But there's been in the past, cycles that affect different categories, and makeup was very strong for many years, and it's going through a tough cycle. But as we look at demographic trends, as we look at engagement in makeup, as we look at the white space that we believe exists, and I know our brand partners' commitment to getting this back to growth, we feel that we still stand by that guidance.

I'd say we're not -- today, we're not talking about a long-term outlook. Now it's prudent for us to plan in the near term for this potentially lower growth environment, and we're thinking about that. But we have not changed our optimistic views of the future.

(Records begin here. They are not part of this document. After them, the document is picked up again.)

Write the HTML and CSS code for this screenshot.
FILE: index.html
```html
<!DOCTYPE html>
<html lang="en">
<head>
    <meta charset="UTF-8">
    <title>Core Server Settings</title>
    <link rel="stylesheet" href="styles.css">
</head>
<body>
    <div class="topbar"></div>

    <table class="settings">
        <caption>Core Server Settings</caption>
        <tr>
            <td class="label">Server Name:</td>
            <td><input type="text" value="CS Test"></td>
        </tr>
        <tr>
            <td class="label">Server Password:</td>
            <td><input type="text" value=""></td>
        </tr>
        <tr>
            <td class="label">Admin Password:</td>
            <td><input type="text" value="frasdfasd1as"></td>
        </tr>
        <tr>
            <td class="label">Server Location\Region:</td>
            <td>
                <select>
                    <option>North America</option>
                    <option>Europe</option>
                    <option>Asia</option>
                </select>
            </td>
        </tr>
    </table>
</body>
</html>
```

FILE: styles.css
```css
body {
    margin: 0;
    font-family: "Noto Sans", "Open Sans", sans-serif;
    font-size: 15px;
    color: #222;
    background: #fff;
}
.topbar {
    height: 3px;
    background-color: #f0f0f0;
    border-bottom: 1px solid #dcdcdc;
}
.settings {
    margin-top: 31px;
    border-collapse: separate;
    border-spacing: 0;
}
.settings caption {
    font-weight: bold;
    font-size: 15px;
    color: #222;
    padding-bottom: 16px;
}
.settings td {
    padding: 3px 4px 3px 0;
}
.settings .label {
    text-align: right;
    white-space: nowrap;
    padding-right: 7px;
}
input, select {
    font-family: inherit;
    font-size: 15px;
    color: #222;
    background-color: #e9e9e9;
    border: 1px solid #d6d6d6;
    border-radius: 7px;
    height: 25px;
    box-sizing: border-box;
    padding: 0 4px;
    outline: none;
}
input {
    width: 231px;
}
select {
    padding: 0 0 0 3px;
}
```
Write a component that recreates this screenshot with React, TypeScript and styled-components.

On the promotional end, I mean holiday is always a promote -- a highly coveted time for everybody to get traffic into their stores. So Scott talked about promotion. I'd say, the good news is we have a lot of levers that we have, and we use those levers at different times. As everybody, I think, understands we've gone to much more targeted types of promotions over the years versus more broad-based. And with our loyalty program being kind of the core of what we do, it's going to be, I think, a competitive second half because everybody who's in beauty would be facing these same headwinds. So we feel we are well set up for holiday.

Obviously, that's a key focus area for us. But we're going to continue to I guess, I'd say, drive traffic, make sure that we capture guests into our loyalty program and not cede that to competitors at a time that will be competitive. But at the same token, I think again we're pretty smart about how we use the levers, and we have more efficient levers than ever.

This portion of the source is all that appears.